■ **Work to be completed**: Each entry below should be echoed exactly, with pictures omitted.

Interface markup and scripts
══════════

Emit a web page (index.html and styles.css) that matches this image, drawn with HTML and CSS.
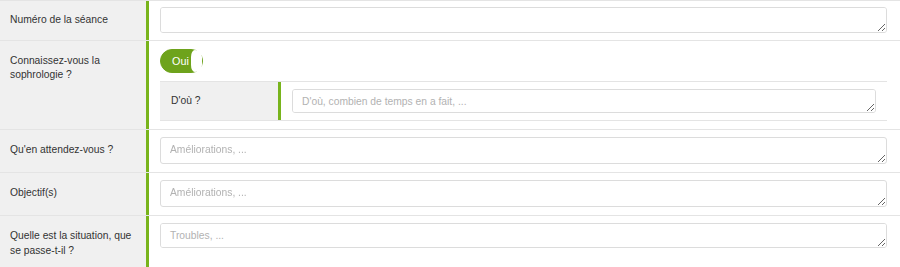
FILE: index.html
```html
<!DOCTYPE html>
<html lang="fr">
<head>
<meta charset="utf-8">
<title>Séance</title>
<link rel="stylesheet" href="styles.css">
</head>
<body>
<div class="form">
  <div class="row row-first">
    <div class="label">Numéro de la séance</div>
    <div class="field"><textarea class="input input-first"></textarea></div>
  </div>
  <div class="row">
    <div class="label">Connaissez-vous la sophrologie ?</div>
    <div class="field field-stack">
      <div class="toggle"><span class="toggle-text">Oui</span><span class="knob"></span></div>
      <div class="sub">
        <div class="sub-label">D'où ?</div>
        <div class="sub-field"><textarea class="input input-sub" placeholder="D'où, combien de temps en a fait, ..."></textarea></div>
      </div>
    </div>
  </div>
  <div class="row">
    <div class="label">Qu'en attendez-vous ?</div>
    <div class="field"><textarea class="input" placeholder="Améliorations, ..."></textarea></div>
  </div>
  <div class="row">
    <div class="label">Objectif(s)</div>
    <div class="field"><textarea class="input" placeholder="Améliorations, ..."></textarea></div>
  </div>
  <div class="row">
    <div class="label">Quelle est la situation, que se passe-t-il ?</div>
    <div class="field"><textarea class="input input-last" placeholder="Troubles, ..."></textarea></div>
  </div>
</div>
</body>
</html>
```
FILE: styles.css
```css
html, body {
  margin: 0;
  padding: 0;
  background: #ffffff;
}

body {
  font-family: "Liberation Sans", Arial, sans-serif;
  font-size: 10.3px;
  line-height: 14.6px;
  color: #333333;
}

.form {
  width: 900px;
}

.row {
  display: flex;
  border-top: 1px solid #e4e4e4;
}

.label {
  box-sizing: border-box;
  width: 149px;
  flex: none;
  padding: 13px 8px 12px 10px;
  background: #f0f0f0;
  border-right: 3px solid #78b41c;
}

.row-first .label {
  padding-top: 12px;
}

.field {
  flex: 1;
  padding: 7px 13px 8px 11px;
}

.row-first .field {
  padding-top: 6px;
  padding-bottom: 6px;
}

.field-stack {
  padding-top: 8px;
  padding-bottom: 8px;
}

.input {
  display: block;
  box-sizing: border-box;
  width: 100%;
  height: 27px;
  margin: 0;
  padding: 5px 9px;
  border: 1px solid #dcdcdc;
  border-radius: 3px;
  background: #ffffff;
  font-family: "Liberation Sans", Arial, sans-serif;
  font-size: 10.3px;
  line-height: 14.6px;
  color: #333333;
  resize: vertical;
  outline: none;
}

.input::placeholder {
  color: #b2b2b2;
}

.input-first {
  height: 26px;
}

.input-last {
  height: 25px;
}

.input-sub {
  height: 24px;
}

.toggle {
  box-sizing: border-box;
  display: flex;
  align-items: center;
  justify-content: space-between;
  width: 43px;
  height: 24px;
  padding-left: 11px;
  border: 1px solid #6ea31c;
  border-radius: 12px;
  background: #6ea31c;
  color: #ffffff;
}

.toggle-text {
  font-size: 10.8px;
  line-height: 14px;
}

.knob {
  width: 11px;
  height: 22px;
  background: #ffffff;
  border-radius: 6px 11px 11px 6px / 11px 11px 11px 11px;
}

.sub {
  display: flex;
  margin-top: 8px;
  border-top: 1px solid #e4e4e4;
  border-bottom: 1px solid #e4e4e4;
}

.sub-label {
  box-sizing: border-box;
  width: 121px;
  flex: none;
  padding: 12px 11px;
  background: #f0f0f0;
  border-right: 3px solid #78b41c;
}

.sub-field {
  flex: 1;
  padding: 7px 11px;
}
```
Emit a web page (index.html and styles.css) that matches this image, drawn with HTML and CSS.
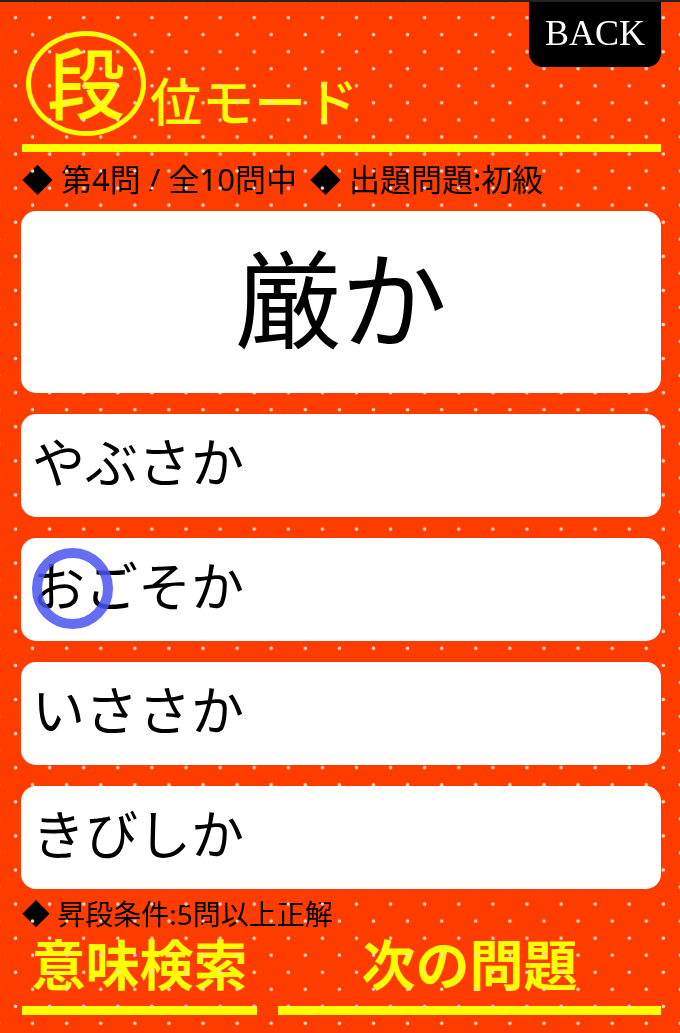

══════════

■ **Exercise answer**:
Emit a web page (index.html and styles.css) that matches this image, drawn with HTML and CSS.
FILE: index.html
```html
<!DOCTYPE html>
<html lang="fr">
<head>
<meta charset="utf-8">
<title>Séance</title>
<link rel="stylesheet" href="styles.css">
</head>
<body>
<div class="form">
  <div class="row row-first">
    <div class="label">Numéro de la séance</div>
    <div class="field"><textarea class="input input-first"></textarea></div>
  </div>
  <div class="row">
    <div class="label">Connaissez-vous la sophrologie ?</div>
    <div class="field field-stack">
      <div class="toggle"><span class="toggle-text">Oui</span><span class="knob"></span></div>
      <div class="sub">
        <div class="sub-label">D'où ?</div>
        <div class="sub-field"><textarea class="input input-sub" placeholder="D'où, combien de temps en a fait, ..."></textarea></div>
      </div>
    </div>
  </div>
  <div class="row">
    <div class="label">Qu'en attendez-vous ?</div>
    <div class="field"><textarea class="input" placeholder="Améliorations, ..."></textarea></div>
  </div>
  <div class="row">
    <div class="label">Objectif(s)</div>
    <div class="field"><textarea class="input" placeholder="Améliorations, ..."></textarea></div>
  </div>
  <div class="row">
    <div class="label">Quelle est la situation, que se passe-t-il ?</div>
    <div class="field"><textarea class="input input-last" placeholder="Troubles, ..."></textarea></div>
  </div>
</div>
</body>
</html>
```
FILE: styles.css
```css
html, body {
  margin: 0;
  padding: 0;
  background: #ffffff;
}

body {
  font-family: "Liberation Sans", Arial, sans-serif;
  font-size: 10.3px;
  line-height: 14.6px;
  color: #333333;
}

.form {
  width: 900px;
}

.row {
  display: flex;
  border-top: 1px solid #e4e4e4;
}

.label {
  box-sizing: border-box;
  width: 149px;
  flex: none;
  padding: 13px 8px 12px 10px;
  background: #f0f0f0;
  border-right: 3px solid #78b41c;
}

.row-first .label {
  padding-top: 12px;
}

.field {
  flex: 1;
  padding: 7px 13px 8px 11px;
}

.row-first .field {
  padding-top: 6px;
  padding-bottom: 6px;
}

.field-stack {
  padding-top: 8px;
  padding-bottom: 8px;
}

.input {
  display: block;
  box-sizing: border-box;
  width: 100%;
  height: 27px;
  margin: 0;
  padding: 5px 9px;
  border: 1px solid #dcdcdc;
  border-radius: 3px;
  background: #ffffff;
  font-family: "Liberation Sans", Arial, sans-serif;
  font-size: 10.3px;
  line-height: 14.6px;
  color: #333333;
  resize: vertical;
  outline: none;
}

.input::placeholder {
  color: #b2b2b2;
}

.input-first {
  height: 26px;
}

.input-last {
  height: 25px;
}

.input-sub {
  height: 24px;
}

.toggle {
  box-sizing: border-box;
  display: flex;
  align-items: center;
  justify-content: space-between;
  width: 43px;
  height: 24px;
  padding-left: 11px;
  border: 1px solid #6ea31c;
  border-radius: 12px;
  background: #6ea31c;
  color: #ffffff;
}

.toggle-text {
  font-size: 10.8px;
  line-height: 14px;
}

.knob {
  width: 11px;
  height: 22px;
  background: #ffffff;
  border-radius: 6px 11px 11px 6px / 11px 11px 11px 11px;
}

.sub {
  display: flex;
  margin-top: 8px;
  border-top: 1px solid #e4e4e4;
  border-bottom: 1px solid #e4e4e4;
}

.sub-label {
  box-sizing: border-box;
  width: 121px;
  flex: none;
  padding: 12px 11px;
  background: #f0f0f0;
  border-right: 3px solid #78b41c;
}

.sub-field {
  flex: 1;
  padding: 7px 11px;
}
```
Emit a web page (index.html and styles.css) that matches this image, drawn with HTML and CSS.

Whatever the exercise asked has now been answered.